= Hélène Elizaga =

Marie Lucie Hélène Elissague, more widely known as Hélène Elizaga or simply Elizaga, (3 March 1896, Bagnères-de-Bigorre — 25 September 1981, Saint-Jean-de-Luz) was a French Basque painter. In addition to studying at the Académie Julian, she was a pupil of Henry du Sorbiers de La Tourasse whom she married in 1918. She is remembered for her brightly illuminated landscapes, portraits and genre scenes from the Basque country. Several of her works are in the collection of Bayonne's Musée Basque.

==Early life==
Born on 3 March 1896 in Bagnères-de-Bigorre, Hélène Marie Lucie Elissague was the daughter of the pharmacist Charlies Elissague (1860–1930) and his wife Marie Stéphanie née Lairac (1865–1923). After receiving instruction in painting from Charles Colin and from her husband-to-be the portraitist Henry du Sorbiers de La Tourasse (married 1918), in 1917 she attended the Académie Julien and la Grande Chaumière.

==Career==
Together with her husband, she restored paintings while creating works of her own.
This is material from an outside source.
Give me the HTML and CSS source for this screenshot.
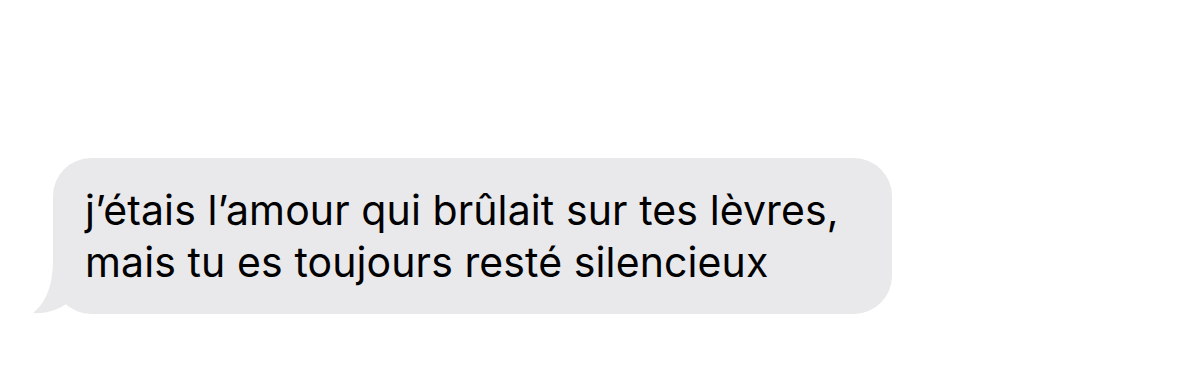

In addition to portraits of local celebrities, her paintings depict topics from the Basque country, including brightly illuminated landscapes, pelota players, fishing ports and views of Saint-Jean-de-Luz and Ciboure. She also created genre works such as Trois joueurs de chistera, sur fonds de montagne and scenes from Spain Pueblo de Aragón. Sometimes evoking Cubism, her works exhibit strength and an excellent appreciation of colour. From the 1950s, unable to make a living from her creations, together with her husband she devoted her time mainly to restoring paintings.

She befriended many other artists, including Ramiro Arrue who in 1932 helped her become a member of the Association of Basque Artists, based in Bayonne. She was the only woman member.

Hêlène Elizaga died in Saint-Jean-de-Luz on 25 September 1981. Several of her works can be seen in the Musée Basque, Bayonne.